Activism against colorism in the U.S. Latino diaspora

By Tomas G. Michel

In the Merrimack Valley we have an implicit caste system, one we have brought over from our Latin-American motherlands —as a parasite— in the shape of discrimination. Phrases like “You need to perm that bad hair of yours”, “Refine the race”, and “Couldn’t you get yourself a lighter boyfriend” are proclamations that until this date, we hear from unapologetic parents and grandparents whom tend to be mulattos or mestizos themselves.

It is called Colorism, a skin tone stratification system, that according to Margaret Hunter in a research published by the Sociology Compass Journal, “privileges light skinned people of color over dark in areas such as income, education, housing, and the marriage market.” Though racism may encompass colorism, the latter has the peculiarity that is practiced by people within the same community or ethnic group, in order to exercise power or supremacy; and one of the groups one can observe this phenomenon is amidst the Latino Diaspora in the United States.

In the Commonwealth of Massachusetts, with a population of 6,902,149, there’s a count of a 12% identified Latinos (an estimate of 800,000), residing here as of 2018, according to the U.S. Census Bureau.
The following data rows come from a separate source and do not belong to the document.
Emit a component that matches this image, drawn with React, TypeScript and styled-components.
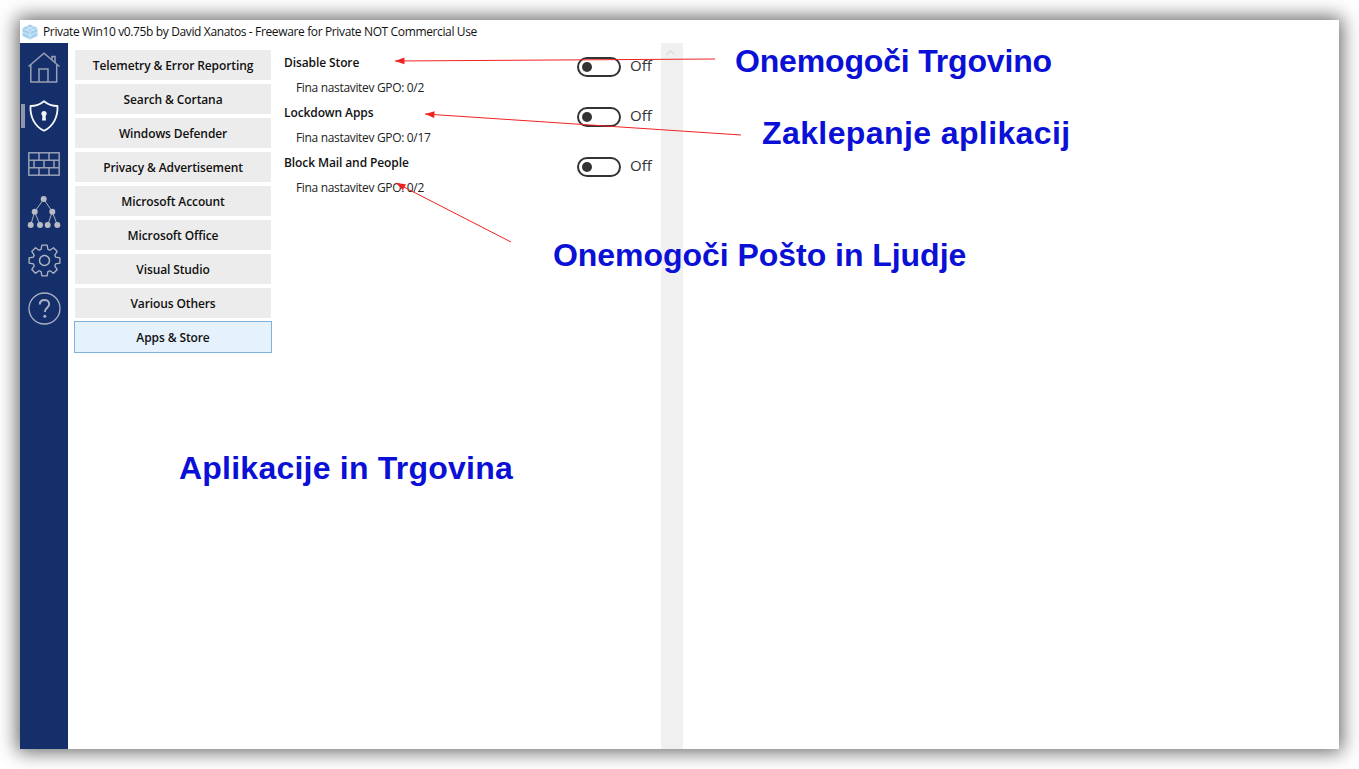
import React from "react";
import styled, { createGlobalStyle } from "styled-components";

const Global = createGlobalStyle`
  html, body { margin: 0; padding: 0; background: #fff; overflow: hidden; }
  body { font-family: "Open Sans", "Noto Sans", sans-serif; color: #1a1a1a; }
`;

const Stage = styled.div`
  position: relative;
  width: 1359px;
  height: 769px;
  padding: 20px;
  box-sizing: border-box;
`;

const Window = styled.div`
  width: 1319px;
  height: 729px;
  background: #fff;
  display: flex;
  flex-direction: column;
  box-shadow: 0 0 18px 3px rgba(0, 0, 0, 0.6);
`;

const TitleBar = styled.div`
  height: 23px;
  display: flex;
  align-items: center;
  gap: 5px;
  padding-left: 2px;
  font-size: 12px;
  letter-spacing: -0.365px;
  color: #111;
  white-space: nowrap;
`;

const Body = styled.div`
  flex: 1;
  display: flex;
  min-height: 0;
`;

const Rail = styled.nav`
  width: 48px;
  background: #152f6b;
  padding-top: 1px;
  display: flex;
  flex-direction: column;
`;

const RailItem = styled.div<{ $active?: boolean; $color: string }>`
  position: relative;
  height: 48px;
  display: flex;
  align-items: center;
  justify-content: center;
  color: ${(p) => p.$color};
  &::before {
    content: "";
    display: ${(p) => (p.$active ? "block" : "none")};
    position: absolute;
    left: 1px;
    top: 12px;
    width: 4px;
    height: 24px;
    background: #8e97ab;
  }
`;

const Menu = styled.div`
  width: 204px;
  box-sizing: border-box;
  padding: 7px 1px 0 7px;
  display: flex;
  flex-direction: column;
  gap: 4px;
`;

const MenuButton = styled.div<{ $active?: boolean }>`
  box-sizing: border-box;
  display: flex;
  align-items: center;
  justify-content: center;
  margin: ${(p) => (p.$active ? "-1px -1px 0" : "0")};
  height: ${(p) => (p.$active ? "32px" : "30px")};
  background: ${(p) => (p.$active ? "#e5f1fb" : "#ececec")};
  border: ${(p) => (p.$active ? "1px solid #7fb1da" : "0")};
  font-size: 12px;
  font-weight: 600;
  letter-spacing: -0.11px;
  color: #111;
`;

const Content = styled.div`
  width: 389px;
  padding: 0 0 0 12px;
  box-sizing: border-box;
`;

const Rows = styled.div`
  padding-top: 7px;
`;

const Row = styled.div`
  height: 50px;
  display: grid;
  grid-template-columns: 293px auto;
  grid-template-rows: 25px 25px;
  align-items: center;
`;

const RowTitle = styled.div`
  font-size: 12px;
  font-weight: 600;
  letter-spacing: -0.1px;
  color: #111;
  grid-column: 1;
  grid-row: 1;
`;

const RowSub = styled.div`
  font-size: 12px;
  letter-spacing: -0.33px;
  color: #222;
  padding-left: 12px;
  grid-column: 1;
  grid-row: 2;
`;

const ToggleWrap = styled.div`
  grid-column: 2;
  grid-row: 1 / 3;
  align-self: start;
  margin-top: 7px;
  display: flex;
  align-items: center;
  gap: 9px;
`;

const Toggle = styled.div`
  width: 44px;
  height: 20px;
  box-sizing: border-box;
  border: 2px solid #333;
  border-radius: 10px;
  display: flex;
  align-items: center;
  padding-left: 3px;
  &::before {
    content: "";
    width: 10px;
    height: 10px;
    border-radius: 50%;
    background: #333;
  }
`;

const ToggleLabel = styled.span`
  font-size: 15px;
  line-height: 20px;
  margin-top: -4px;
  color: #333;
`;

const ScrollTrack = styled.div`
  width: 22px;
  background: #f0f0f0;
  display: flex;
  justify-content: center;
  align-items: flex-start;
  padding: 7px 4px 0 0;
  box-sizing: border-box;
`;

const Note = styled.div<{ $x: number; $y: number; $spacing: number }>`
  position: absolute;
  left: ${(p) => p.$x}px;
  top: ${(p) => p.$y}px;
  font-family: "Liberation Sans", Arial, sans-serif;
  font-weight: 700;
  font-size: 32px;
  line-height: 37px;
  letter-spacing: ${(p) => p.$spacing}px;
  color: #0a10d6;
  white-space: nowrap;
`;

const ArrowLayer = styled.svg`
  position: absolute;
  left: 0;
  top: 0;
  pointer-events: none;
`;

const Home = () => (
  <svg width="34" height="32" viewBox="0 0 34 32" fill="none" stroke="currentColor" strokeWidth="1.5">
    <path d="M1.5 14.5 L17 1.2 L32.5 14.5" />
    <path d="M25 7.8 V4.5 H28 V10.4" />
    <path d="M3.8 12.5 V30 H29.7 V12.5" />
    <path d="M12 30 V17 H21 V30" />
  </svg>
);

const Shield = () => (
  <svg width="30" height="32" viewBox="0 0 30 32" fill="none">
    <path d="M15 1.2 C19 4.5 24 6 28.5 6 C29 16 25 26 15 30.8 C5 26 1 16 1.5 6 C6 6 11 4.5 15 1.2 Z" stroke="currentColor" strokeWidth="1.8" strokeLinejoin="round" />
    <circle cx="15" cy="13.5" r="2.6" fill="currentColor" />
    <path d="M13.6 14 H16.4 L17 20.5 H13 Z" fill="currentColor" />
  </svg>
);

const Wall = () => (
  <svg width="32" height="24" viewBox="0 0 32 24" fill="none" stroke="currentColor" strokeWidth="1.5">
    <rect x="0.8" y="0.8" width="30.4" height="22.4" />
    <path d="M0.8 8.2 H31.2 M0.8 15.8 H31.2" />
    <path d="M11 0.8 V8.2 M21 0.8 V8.2 M6 8.2 V15.8 M16 8.2 V15.8 M26 8.2 V15.8 M11 15.8 V23.2 M21 15.8 V23.2" />
  </svg>
);

const Tree = () => (
  <svg width="34" height="34" viewBox="0 0 34 34" fill="none" stroke="currentColor" strokeWidth="0.9">
    <path d="M16.7 4 L7.7 16.8 M16.7 4 L25.3 16.8 M7.7 16.8 L3.7 30 M7.7 16.8 L13 30 M25.3 16.8 L20.7 30 M25.3 16.8 L30.3 30" />
    <g fill="currentColor" stroke="none">
      <circle cx="16.7" cy="4" r="3" />
      <circle cx="7.7" cy="16.8" r="3" />
      <circle cx="25.3" cy="16.8" r="3" />
      <circle cx="3.7" cy="30" r="3" />
      <circle cx="13" cy="30" r="3" />
      <circle cx="20.7" cy="30" r="3" />
      <circle cx="30.3" cy="30" r="3" />
    </g>
  </svg>
);

function gearPath() {
  const c = 16.5;
  const pts: string[] = [];
  const teeth = 8;
  const pt = (r: number, a: number) => `${(c + r * Math.cos(a)).toFixed(2)} ${(c + r * Math.sin(a)).toFixed(2)}`;
  for (let i = 0; i < teeth; i++) {
    const a = (i * 2 * Math.PI) / teeth - Math.PI / 2;
    pts.push(pt(11.6, a - 0.3), pt(15.6, a - 0.17), pt(15.6, a + 0.17), pt(11.6, a + 0.3));
  }
  return `M${pts.join(" L")} Z`;
}

const Gear = () => (
  <svg width="33" height="33" viewBox="0 0 33 33" fill="none" stroke="currentColor" strokeWidth="1.3" strokeLinejoin="round">
    <path d={gearPath()} />
    <circle cx="16.5" cy="16.5" r="5" strokeWidth="1.5" />
  </svg>
);

const Help = () => (
  <svg width="33" height="33" viewBox="0 0 33 33" fill="none" stroke="currentColor">
    <circle cx="16.5" cy="16.5" r="15.5" strokeWidth="1.3" />
    <path d="M11.8 12.5 C11.8 9.5 14 8 16.5 8 C19 8 21.2 9.6 21.2 12.2 C21.2 15.6 16.8 15.8 16.8 20" strokeWidth="2" />
    <circle cx="16.8" cy="24.3" r="1.5" fill="currentColor" stroke="none" />
  </svg>
);

const AppIcon = () => (
  <svg width="16" height="16" viewBox="0 0 16 16">
    <path d="M8 0.5 L15.5 4 V12 L8 15.5 L0.5 12 V4 Z" fill="#a3d0ec" />
    <path d="M0.5 4 L8 7.5 L15.5 4 M8 7.5 V15.5 M0.5 8 L8 11.5 L15.5 8 M4 2.4 L11.5 6 M12 2.4 L4.5 6" fill="none" stroke="#dff0fa" strokeWidth="0.8" />
  </svg>
);

const Chevron = () => (
  <svg width="9" height="5" viewBox="0 0 9 5" fill="none" stroke="#d6d6d6" strokeWidth="1.2">
    <path d="M0.5 4.5 L4.5 0.8 L8.5 4.5" />
  </svg>
);

const menu = [
  "Telemetry & Error Reporting",
  "Search & Cortana",
  "Windows Defender",
  "Privacy & Advertisement",
  "Microsoft Account",
  "Microsoft Office",
  "Visual Studio",
  "Various Others",
  "Apps & Store",
];

const rows = [
  { title: "Disable Store", sub: "Fina nastavitev GPO: 0/2" },
  { title: "Lockdown Apps", sub: "Fina nastavitev GPO: 0/17" },
  { title: "Block Mail and People", sub: "Fina nastavitev GPO: 0/2" },
];

const arrows = [
  { x1: 715, y1: 59, x2: 395, y2: 61 },
  { x1: 741, y1: 135, x2: 425, y2: 114 },
  { x1: 511, y1: 242, x2: 396, y2: 183 },
];

function head(a: { x1: number; y1: number; x2: number; y2: number }) {
  const t = Math.atan2(a.y1 - a.y2, a.x1 - a.x2);
  const l = 10;
  const w = 0.34;
  const p = (d: number) => `${a.x2 + l * Math.cos(t + d)},${a.y2 + l * Math.sin(t + d)}`;
  return `${a.x2},${a.y2} ${p(w)} ${p(-w)}`;
}

export default function App() {
  return (
    <Stage>
      <Global />
      <Window>
        <TitleBar>
          <AppIcon />
          <span>Private Win10 v0.75b by David Xanatos - Freeware for Private NOT Commercial Use</span>
        </TitleBar>
        <Body>
          <Rail>
            <RailItem $color="#98a0b4"><Home /></RailItem>
            <RailItem $active $color="#f4f5f8"><Shield /></RailItem>
            <RailItem $color="#98a0b4"><Wall /></RailItem>
            <RailItem $color="#b9bcc6"><Tree /></RailItem>
            <RailItem $color="#b0b5c3"><Gear /></RailItem>
            <RailItem $color="#aab0c0"><Help /></RailItem>
          </Rail>
          <Menu>
            {menu.map((m) => (
              <MenuButton key={m} $active={m === "Apps & Store"}>{m}</MenuButton>
            ))}
          </Menu>
          <Content>
            <Rows>
              {rows.map((r) => (
                <Row key={r.title}>
                  <RowTitle>{r.title}</RowTitle>
                  <RowSub>{r.sub}</RowSub>
                  <ToggleWrap>
                    <Toggle />
                    <ToggleLabel>Off</ToggleLabel>
                  </ToggleWrap>
                </Row>
              ))}
            </Rows>
          </Content>
          <ScrollTrack><Chevron /></ScrollTrack>
        </Body>
      </Window>
      <ArrowLayer width="1359" height="769" viewBox="0 0 1359 769">
        {arrows.map((a) => (
          <g key={a.x1}>
            <line x1={a.x1} y1={a.y1} x2={a.x2} y2={a.y2} stroke="#f02222" strokeWidth="1" />
            <polygon points={head(a)} fill="#f02222" />
          </g>
        ))}
      </ArrowLayer>
      <Note $x={735} $y={43} $spacing={-0.17}>Onemogoči Trgovino</Note>
      <Note $x={762} $y={115} $spacing={0.4}>Zaklepanje aplikacij</Note>
      <Note $x={553} $y={237} $spacing={-0.04}>Onemogoči Pošto in Ljudje</Note>
      <Note $x={179} $y={450} $spacing={0.23}>Aplikacije in Trgovina</Note>
    </Stage>
  );
}
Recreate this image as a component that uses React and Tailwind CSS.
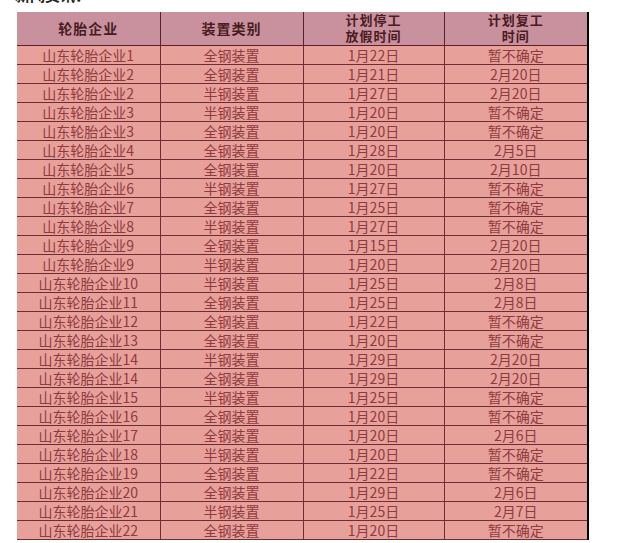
import React from "react";

const rows = [
  ["山东轮胎企业1", "全钢装置", "1月22日", "暂不确定"],
  ["山东轮胎企业2", "全钢装置", "1月21日", "2月20日"],
  ["山东轮胎企业2", "半钢装置", "1月27日", "2月20日"],
  ["山东轮胎企业3", "半钢装置", "1月20日", "暂不确定"],
  ["山东轮胎企业3", "全钢装置", "1月20日", "暂不确定"],
  ["山东轮胎企业4", "全钢装置", "1月28日", "2月5日"],
  ["山东轮胎企业5", "全钢装置", "1月20日", "2月10日"],
  ["山东轮胎企业6", "半钢装置", "1月27日", "暂不确定"],
  ["山东轮胎企业7", "全钢装置", "1月25日", "暂不确定"],
  ["山东轮胎企业8", "半钢装置", "1月27日", "暂不确定"],
  ["山东轮胎企业9", "全钢装置", "1月15日", "2月20日"],
  ["山东轮胎企业9", "半钢装置", "1月20日", "2月20日"],
  ["山东轮胎企业10", "半钢装置", "1月25日", "2月8日"],
  ["山东轮胎企业11", "全钢装置", "1月25日", "2月8日"],
  ["山东轮胎企业12", "全钢装置", "1月22日", "暂不确定"],
  ["山东轮胎企业13", "全钢装置", "1月20日", "暂不确定"],
  ["山东轮胎企业14", "半钢装置", "1月29日", "2月20日"],
  ["山东轮胎企业14", "全钢装置", "1月29日", "2月20日"],
  ["山东轮胎企业15", "半钢装置", "1月25日", "暂不确定"],
  ["山东轮胎企业16", "全钢装置", "1月20日", "暂不确定"],
  ["山东轮胎企业17", "全钢装置", "1月20日", "2月6日"],
  ["山东轮胎企业18", "半钢装置", "1月20日", "暂不确定"],
  ["山东轮胎企业19", "全钢装置", "1月22日", "暂不确定"],
  ["山东轮胎企业20", "全钢装置", "1月29日", "2月6日"],
  ["山东轮胎企业21", "半钢装置", "1月25日", "2月7日"],
  ["山东轮胎企业22", "全钢装置", "1月20日", "暂不确定"],
];

const font = { fontFamily: '"Noto Sans CJK SC", "DejaVu Sans", sans-serif' };

const App = () => {
  return (
    <div className="w-[638px] h-[543px] bg-white overflow-hidden" style={font}>
      <div className="h-[5px] overflow-hidden pl-[15px]">
        <div className="-mt-[13px] text-[15px] font-bold leading-[16px] text-[#222]">新闻资讯：</div>
      </div>
      <div className="ml-[17px] mt-[7px] w-[572px] border-r-2 border-black">
        <table className="border-collapse table-fixed w-[570px] text-center">
          <colgroup>
            <col className="w-[143px]" />
            <col className="w-[143px]" />
            <col className="w-[141px]" />
            <col className="w-[143px]" />
          </colgroup>
          <thead>
            <tr className="h-[33px] bg-[#c9919e] text-[#4a1c22] text-[13px] font-bold leading-[16px] tracking-[1px]">
              <th className="p-0 border-r-[1.5px] border-b-[1.5px] border-[#5a2228] text-[14px]">轮胎企业</th>
              <th className="p-0 border-r-[1.5px] border-b-[1.5px] border-[#5a2228] text-[14px]">装置类别</th>
              <th className="p-0 border-r-[1.5px] border-b-[1.5px] border-[#5a2228]">
                <div>计划停工</div>
                <div>放假时间</div>
              </th>
              <th className="p-0 border-b-[1.5px] border-[#5a2228]">
                <div>计划复工</div>
                <div>时间</div>
              </th>
            </tr>
          </thead>
          <tbody>
            {rows.map((r, i) => (
              <tr key={i} className="h-[19px] bg-[#e8a09b] text-[#8e3b3e] text-[14px] leading-[16px]">
                {r.map((c, j) => (
                  <td
                    key={j}
                    className={
                      j < 3
                        ? "p-0 border-r-[1.5px] border-b-[1.5px] border-[#6e2d32]"
                        : "p-0 border-b-[1.5px] border-[#6e2d32]"
                    }
                  >
                    {c}
                  </td>
                ))}
              </tr>
            ))}
          </tbody>
        </table>
      </div>
    </div>
  );
};

export default App;
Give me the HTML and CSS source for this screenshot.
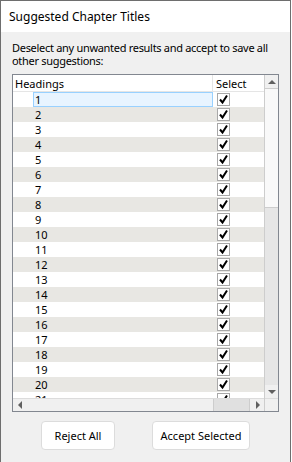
FILE: index.html
```html
<!DOCTYPE html>
<html lang="en">
<head>
    <meta charset="UTF-8">
    <meta name="viewport" content="width=device-width, initial-scale=1.0">
    <title>Suggested Chapter Titles</title>
    <link rel="stylesheet" href="styles.css">
</head>
<body>
    <div class="window">
        <div class="titlebar">Suggested Chapter Titles</div>
        <div class="content">
            <p class="intro">Deselect any unwanted results and accept to save all other suggestions:</p>
            <div class="grid-box">
                <div class="grid-main">
                    <div class="grid-head">
                        <div class="col-heading">Headings</div>
                        <div class="col-select">Select</div>
                    </div>
                    <div class="grid-rows" id="rows"></div>
                    <div class="hscroll">
                        <div class="arrow-left"></div>
                        <div class="htrack"><div class="hthumb"></div></div>
                        <div class="arrow-right"></div>
                    </div>
                </div>
                <div class="vscroll">
                    <div class="arrow-up"></div>
                    <div class="vthumb"></div>
                    <div class="vtrack"></div>
                    <div class="arrow-down"></div>
                    <div class="corner"></div>
                </div>
            </div>
            <div class="buttons">
                <button type="button" class="btn btn-reject">Reject All</button>
                <button type="button" class="btn btn-accept">Accept Selected</button>
            </div>
        </div>
    </div>
    <script>
        var rows = document.getElementById("rows");
        var tick = '<svg width="11" height="11" viewBox="0 0 11 11"><path d="M2 5.5 L4.5 8.5 L9 1.5" fill="none" stroke="#000" stroke-width="2"/></svg>';
        for (var i = 1; i <= 21; i++) {
            var row = document.createElement("div");
            row.className = "row" + (i % 2 == 0 ? " alt" : "");
            row.innerHTML = '<div class="cell-heading"><span class="num' + (i == 1 ? ' current' : '') + '">' + i + '</span></div>' +
                '<div class="cell-select"><span class="check">' + tick + '</span></div>';
            rows.appendChild(row);
        }
    </script>
</body>
</html>
```

FILE: styles.css
```css
body {
    margin: 0;
    background-color: #ffffff;
    font-family: "Noto Sans", sans-serif;
    font-size: 11px;
    color: #000000;
}

.window {
    width: 289px;
    height: 461px;
    border: 1px solid #6e6e6e;
    display: flex;
    flex-direction: column;
    background-color: #f0f0f0;
}

.titlebar {
    height: 31px;
    background-color: #ffffff;
    padding-left: 8px;
    line-height: 31px;
    font-size: 12px;
}

.content {
    flex: 1;
    display: flex;
    flex-direction: column;
    padding: 9px 11px 0 11px;
}

.intro {
    margin: 0 0 7px 0;
    line-height: 13px;
    font-size: 11px;
    letter-spacing: -0.3px;
}

.grid-box {
    height: 336px;
    border: 1px solid #828790;
    display: flex;
    background-color: #ffffff;
}

.grid-main {
    width: 252px;
    display: flex;
    flex-direction: column;
}

.grid-head {
    height: 16px;
    display: flex;
    border-bottom: 1px solid #e5e5e5;
    line-height: 17px;
}

.col-heading {
    width: 197px;
    padding-left: 2px;
    border-right: 1px solid #e5e5e5;
}

.col-select {
    padding-left: 3px;
}

.grid-rows {
    flex: 1;
    overflow: hidden;
}

.row {
    height: 15px;
    display: flex;
}

.row.alt {
    background-color: #e8e7e3;
}

.cell-heading {
    width: 200px;
    padding-left: 20px;
    box-sizing: border-box;
}

.num {
    display: block;
    height: 15px;
    line-height: 15px;
    padding-left: 2px;
    box-sizing: border-box;
}

.num.current {
    background-color: #e8f4ff;
    border: 1px solid #99d1ff;
    line-height: 13px;
    padding-left: 1px;
}

.cell-select {
    padding-left: 4px;
    padding-top: 1px;
}

.check {
    display: flex;
    align-items: center;
    justify-content: center;
    width: 11px;
    height: 11px;
    border: 1px solid #a8a8a8;
    background-color: #ffffff;
}

.hscroll {
    height: 12px;
    display: flex;
    border-top: 1px solid #dcdcdc;
    background-color: #f0f0f0;
}

.arrow-left, .arrow-right {
    width: 13px;
    display: flex;
    align-items: center;
    justify-content: center;
}

.arrow-left::before {
    content: "";
    border-top: 4px solid transparent;
    border-bottom: 4px solid transparent;
    border-right: 4px solid #606060;
}

.arrow-right::before {
    content: "";
    border-top: 4px solid transparent;
    border-bottom: 4px solid transparent;
    border-left: 4px solid #606060;
}

.htrack {
    flex: 1;
    display: flex;
    justify-content: flex-end;
    padding-right: 1px;
}

.hthumb {
    width: 35px;
    background-color: #e0e0e0;
    border-left: 1px solid #cdcdcd;
    border-right: 1px solid #cdcdcd;
}

.vscroll {
    width: 13px;
    border-left: 1px solid #cdcdcd;
    display: flex;
    flex-direction: column;
    background-color: #e6e6e6;
}

.arrow-up, .arrow-down {
    height: 13px;
    display: flex;
    align-items: center;
    justify-content: center;
    background-color: #f0f0f0;
}

.arrow-up {
    border-bottom: 1px solid #cdcdcd;
}

.arrow-up::before {
    content: "";
    border-left: 4px solid transparent;
    border-right: 4px solid transparent;
    border-bottom: 4px solid #606060;
}

.arrow-down::before {
    content: "";
    border-left: 4px solid transparent;
    border-right: 4px solid transparent;
    border-top: 4px solid #606060;
}

.vthumb {
    height: 118px;
    background-color: #f9f9f9;
    border-bottom: 1px solid #cdcdcd;
}

.vtrack {
    flex: 1;
}

.corner {
    height: 12px;
    border-top: 1px solid #dcdcdc;
    background-color: #f0f0f0;
}

.buttons {
    display: flex;
    justify-content: center;
    gap: 37px;
    margin-top: 9px;
}

.btn {
    height: 29px;
    font-family: "Noto Sans", sans-serif;
    font-size: 11px;
    background-color: #ffffff;
    border: 1px solid #dcdcdc;
    border-radius: 4px;
    padding: 0;
    color: #000000;
}

.btn-reject {
    width: 74px;
}

.btn-accept {
    width: 98px;
}
```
Furthermore, Demographers from the same agency projected that given that deaths outnumber births amongst Anglo people in more than half of the states, it is expected that this population could drop to less than 50% by 2045 (25 years from today); hence, becoming a minority in the country according to an article by Sabrina Tavernise, published on June 20th, 2018 in the New York Times. As a result, Latinos will soon become the largest minority group in the U.S. making necessary to discuss in depth, how someone’s integral growth can be affected by the amount of melanin residing on their skin, as of 2019.

After reading Albert Memmi’s book The Colonizer and the Colonized, one can reasonably conclude that first, colorism is a phenomenon that affects former colonies and its population; second, that it is intrinsically interconnected in the interdependence relationship ex-colonizers and ex-colonized have; and lastly, it adds a positive value to lighter skin color tonalities, inherited from European imperialism and hegemony.

In a conversation with the Puerto Rican Author Yolanda Arroyo Pizarro —my writing mentor—, she commented “A 19-year-old freshman college student of mine, does not know how to handle the rejection her dark father receives (within the family nucleus) from her maternal side whose predominantly lighter.  I even know from a case of a young girl that wanted to whiten her skin so bad, she used bleach detergent in an attempt to achieve it”.

To be black and Latino in the United States is a blessing with double the burden.

When people exercise colorism, they do not consciously understand the impact of their behavior. That’s why we can observe people of color identifying themselves as light-skinned or dark-skinned, as if it was an act that mattered or had a concrete consequence. Well, according to a research developed by the Sociologist Amelia R Branigan and published in the Socius Journal, “Lighter-skinned minorities are sentenced less severely than dark-skinned minorities, and color may affect the likelihood of incarceration, in context to the fact that 75% of the law enforcement officers are white in the United States.” So, can it be rather convenient to be light-skinned as a result of our normative bias?

Skin color partiality has an interesting way to add a negative value to dark skin when it has been preceded by categories and statement that support it. All that it is negative is dark/black, as black magic (compared to white), a black cat or even the black death (the bubonic plague). That’s why when Marvel’s Black Panther movie directed by Ryan Coogler was released on February of 2018 I sobbed without consolation. This film was an irreverent act of blackness celebration and an award to African culture which it was long past due. There was appreciation for the black female beauty without the interference of Eurocentric standards. Odes to the African anthropologic richness, excluding the often-misrepresented connotations of savagery. And the showcasing of a black-man superhero figure, that served as a dignified representation for the black man all over the world.

After I completed watching the film, for the first time in my life I felt an overwhelming joy pertaining to who I was. A guy from the Caribbean, with a genetical background composed of three ethnic groups: Spanish, Tainos and Africans, feeling celebrated in completion. After the film, I no longer felt the need to bleach, whitewash or even perm that part of me that I had been taught to hide and disguise. Since last February —Black History Month— I began feeling proud of my African ancestry. More than empowered, I wanted to become an ambassador of the black culture platform. And although on a daily basis we receive messages from the media that diminish our dark skin tones, I invite the readership to actively look for ways to feel proud of the genes we inherited from mother Africa.  

Just like Rosa Parks did not obey the order to move to the back of the bus on 1955, I will not keep acting like colorism within our community should continue to be part of our cultural norm. I will continue to attempt to exterminate that fukú that follow the Hispanic community around.